Add a visual hierarchy
Ideally there should be a visual hierarchy to help users understand in which order to read the data. This is typically achieved by size, color, position and/or annotation. For example, larger marker can help drawing attention as well as encode a data dimension.


These are my key take-aways and learnings. But there are a lot more nuances to these. You can (and should) checkout the book storytelling with data for more details.
Be mindful about narrative flow
It is very important to be mindful about the coherence and flow between different charts. Your visual elements and data should be in support of the story structure and narrative you decided to tell in the beginning. There should be a logical flow from one chart to the next and each one should drive the story forward in a compact manner. You should constantly be asking whether this supports the narrative or just adds unnecessary noise.
Recap
- Choose a structure for your story. Think about the narrative you want to deliver through data.

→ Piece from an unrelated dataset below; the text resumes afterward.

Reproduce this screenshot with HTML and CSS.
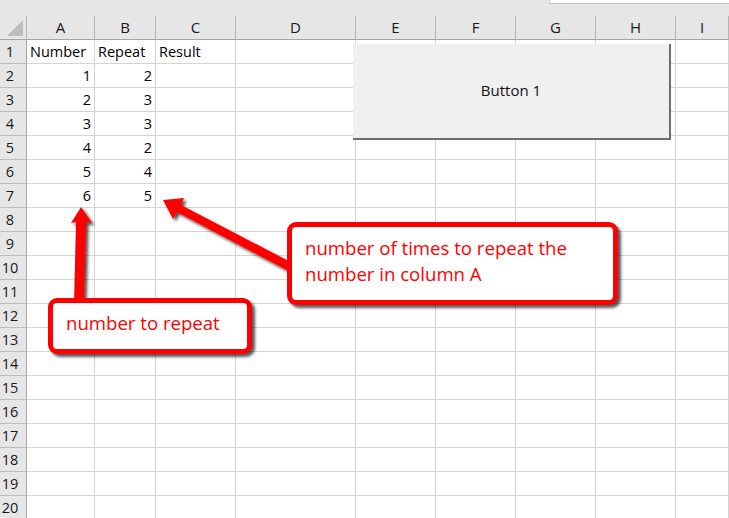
FILE: index.html
```html
<!DOCTYPE html>
<html>
<head>
<meta charset="utf-8">
<link rel="stylesheet" href="styles.css">
</head>
<body>
<div class="sheet">
  <div class="topbar"><div class="formula"></div></div>
  <div class="row head">
    <div class="corner"><svg class="corner-mark" width="26" height="23" viewBox="0 0 26 23"><polygon points="23,4 23,20 7,20" fill="#bdbdbd"/></svg></div>
    <div class="ch">A</div><div class="ch">B</div><div class="ch">C</div><div class="ch">D</div><div class="ch">E</div><div class="ch">F</div><div class="ch">G</div><div class="ch">H</div><div class="ch">I</div>
  </div>
  <div class="row"><div class="rh">1</div><div class="c">Number</div><div class="c">Repeat</div><div class="c">Result</div><div class="c"></div><div class="c"></div><div class="c"></div><div class="c"></div><div class="c"></div><div class="c"></div></div>
  <div class="row"><div class="rh">2</div><div class="c n">1</div><div class="c n">2</div><div class="c"></div><div class="c"></div><div class="c"></div><div class="c"></div><div class="c"></div><div class="c"></div><div class="c"></div></div>
  <div class="row"><div class="rh">3</div><div class="c n">2</div><div class="c n">3</div><div class="c"></div><div class="c"></div><div class="c"></div><div class="c"></div><div class="c"></div><div class="c"></div><div class="c"></div></div>
  <div class="row"><div class="rh">4</div><div class="c n">3</div><div class="c n">3</div><div class="c"></div><div class="c"></div><div class="c"></div><div class="c"></div><div class="c"></div><div class="c"></div><div class="c"></div></div>
  <div class="row"><div class="rh">5</div><div class="c n">4</div><div class="c n">2</div><div class="c"></div><div class="c"></div><div class="c"></div><div class="c"></div><div class="c"></div><div class="c"></div><div class="c"></div></div>
  <div class="row"><div class="rh">6</div><div class="c n">5</div><div class="c n">4</div><div class="c"></div><div class="c"></div><div class="c"></div><div class="c"></div><div class="c"></div><div class="c"></div><div class="c"></div></div>
  <div class="row"><div class="rh">7</div><div class="c n">6</div><div class="c n">5</div><div class="c"></div><div class="c"></div><div class="c"></div><div class="c"></div><div class="c"></div><div class="c"></div><div class="c"></div></div>
  <div class="row"><div class="rh">8</div><div class="c"></div><div class="c"></div><div class="c"></div><div class="c"></div><div class="c"></div><div class="c"></div><div class="c"></div><div class="c"></div><div class="c"></div></div>
  <div class="row"><div class="rh">9</div><div class="c"></div><div class="c"></div><div class="c"></div><div class="c"></div><div class="c"></div><div class="c"></div><div class="c"></div><div class="c"></div><div class="c"></div></div>
  <div class="row"><div class="rh">10</div><div class="c"></div><div class="c"></div><div class="c"></div><div class="c"></div><div class="c"></div><div class="c"></div><div class="c"></div><div class="c"></div><div class="c"></div></div>
  <div class="row"><div class="rh">11</div><div class="c"></div><div class="c"></div><div class="c"></div><div class="c"></div><div class="c"></div><div class="c"></div><div class="c"></div><div class="c"></div><div class="c"></div></div>
  <div class="row"><div class="rh">12</div><div class="c"></div><div class="c"></div><div class="c"></div><div class="c"></div><div class="c"></div><div class="c"></div><div class="c"></div><div class="c"></div><div class="c"></div></div>
  <div class="row"><div class="rh">13</div><div class="c"></div><div class="c"></div><div class="c"></div><div class="c"></div><div class="c"></div><div class="c"></div><div class="c"></div><div class="c"></div><div class="c"></div></div>
  <div class="row"><div class="rh">14</div><div class="c"></div><div class="c"></div><div class="c"></div><div class="c"></div><div class="c"></div><div class="c"></div><div class="c"></div><div class="c"></div><div class="c"></div></div>
  <div class="row"><div class="rh">15</div><div class="c"></div><div class="c"></div><div class="c"></div><div class="c"></div><div class="c"></div><div class="c"></div><div class="c"></div><div class="c"></div><div class="c"></div></div>
  <div class="row"><div class="rh">16</div><div class="c"></div><div class="c"></div><div class="c"></div><div class="c"></div><div class="c"></div><div class="c"></div><div class="c"></div><div class="c"></div><div class="c"></div></div>
  <div class="row"><div class="rh">17</div><div class="c"></div><div class="c"></div><div class="c"></div><div class="c"></div><div class="c"></div><div class="c"></div><div class="c"></div><div class="c"></div><div class="c"></div></div>
  <div class="row"><div class="rh">18</div><div class="c"></div><div class="c"></div><div class="c"></div><div class="c"></div><div class="c"></div><div class="c"></div><div class="c"></div><div class="c"></div><div class="c"></div></div>
  <div class="row"><div class="rh">19</div><div class="c"></div><div class="c"></div><div class="c"></div><div class="c"></div><div class="c"></div><div class="c"></div><div class="c"></div><div class="c"></div><div class="c"></div></div>
  <div class="row"><div class="rh">20</div><div class="c"></div><div class="c"></div><div class="c"></div><div class="c"></div><div class="c"></div><div class="c"></div><div class="c"></div><div class="c"></div><div class="c"></div></div>

  <div class="button">Button 1</div>

  <svg class="arrows" width="729" height="518" viewBox="0 0 729 518">
    <defs>
      <filter id="sh" x="-20%" y="-20%" width="140%" height="140%">
        <feDropShadow dx="2.5" dy="2.5" stdDeviation="1.6" flood-color="#000" flood-opacity="0.7"/>
      </filter>
    </defs>
    <polygon filter="url(#sh)" fill="#ff0000" points="163,200 184,198 181,205 302,268 298,276 177,212 173,219"/>
    <polygon filter="url(#sh)" fill="#ff0000" points="81,207 92,223 86,222 84,305 74,305 76,222 71,223"/>
  </svg>

  <div class="callout callout-times">number of times to repeat the<br>number in column A</div>
  <div class="callout callout-number">number to repeat</div>
</div>
</body>
</html>
```

FILE: styles.css
```css
html, body {
  margin: 0;
  padding: 0;
  background: #ffffff;
}
body {
  width: 729px;
  height: 518px;
  overflow: hidden;
  font-family: "Open Sans", "Noto Sans", sans-serif;
  color: #000;
}
.sheet {
  position: relative;
  width: 729px;
  height: 518px;
  overflow: hidden;
}
.topbar {
  height: 16px;
  background: #e6e6e6;
  display: flex;
  justify-content: flex-end;
  align-items: flex-start;
}
.formula {
  width: 179px;
  height: 3px;
  background: #ffffff;
  border-left: 1px solid #c6c6c6;
  border-bottom: 1px solid #c6c6c6;
}
.row {
  display: grid;
  grid-template-columns: 27px 68px 61px 80px 120px 80px 80px 80px 80px 1fr;
  height: 24px;
}
.row > div {
  box-sizing: border-box;
  height: 24px;
  line-height: 23px;
  white-space: nowrap;
  overflow: hidden;
}
.head {
  background: #e6e6e6;
}
.head > div {
  border-right: 1px solid #b4b4b4;
  border-bottom: 1px solid #a5a5a5;
  text-align: center;
  font-size: 15px;
  color: #1a1a1a;
}
.corner {
  display: flex;
}
.corner-mark {
  display: block;
  flex: 0 0 auto;
}
.rh {
  background: #e6e6e6;
  border-right: 1px solid #a8a8a8;
  border-bottom: 1px solid #bdbdbd;
  text-align: center;
  padding-right: 6px;
  font-size: 14.5px;
  color: #1a1a1a;
}
.c {
  border-right: 1px solid #d4d4d4;
  border-bottom: 1px solid #d4d4d4;
  font-size: 14.5px;
  padding: 0 3px 0 3px;
  color: #000;
}
.c.n {
  text-align: right;
}
.button {
  position: absolute;
  left: 353px;
  top: 44px;
  width: 316px;
  height: 92px;
  background: #f0f0f0;
  border-right: 2px solid #6e6e6e;
  border-bottom: 2px solid #6e6e6e;
  display: flex;
  align-items: center;
  justify-content: center;
  font-size: 15px;
  color: #111;
  padding-bottom: 2px;
  box-sizing: content-box;
}
.arrows {
  position: absolute;
  left: 0;
  top: 0;
}
.callout {
  position: absolute;
  box-sizing: border-box;
  background: #ffffff;
  border: 5px solid #ff0000;
  border-radius: 9px;
  box-shadow: 3px 3px 3px rgba(0, 0, 0, 0.65);
  color: #ff0000;
  font-size: 18.6px;
  line-height: 26px;
  padding-left: 13px;
  white-space: nowrap;
}
.callout-times {
  left: 287px;
  top: 222px;
  width: 331px;
  height: 83px;
  padding-top: 8px;
}
.callout-number {
  left: 48px;
  top: 298px;
  width: 204px;
  height: 56px;
  padding-top: 7px;
}
```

- Curate the content with the audience in mind. Focus on what you want them to know and what they would care about.
- Be mindful about the medium and amount of details different medium would demand.
- Choose the right visual, free up clutter, redirect focus and attention to where you want them.
- Provide context, meaningful title, and visual orders that helps convey the message.
- Maintain a coherent and logical flow between visual elements and the overall narrative.
Personal notes
- All the charts in this article are made with plotly. It’s quite good and has good integration with jupyter and more importantly you can make interactive charts with it, which is quite cool.
- I deliberately chose different examples (data and/or charts) to illustrate different visualizing techniques rather than what the book has. I found it better for retention of knowledge as well as act as active learning rather than a passive one.
- The book was recommended by one of my colleagues. I couldn’t thank him enough. It was a great read.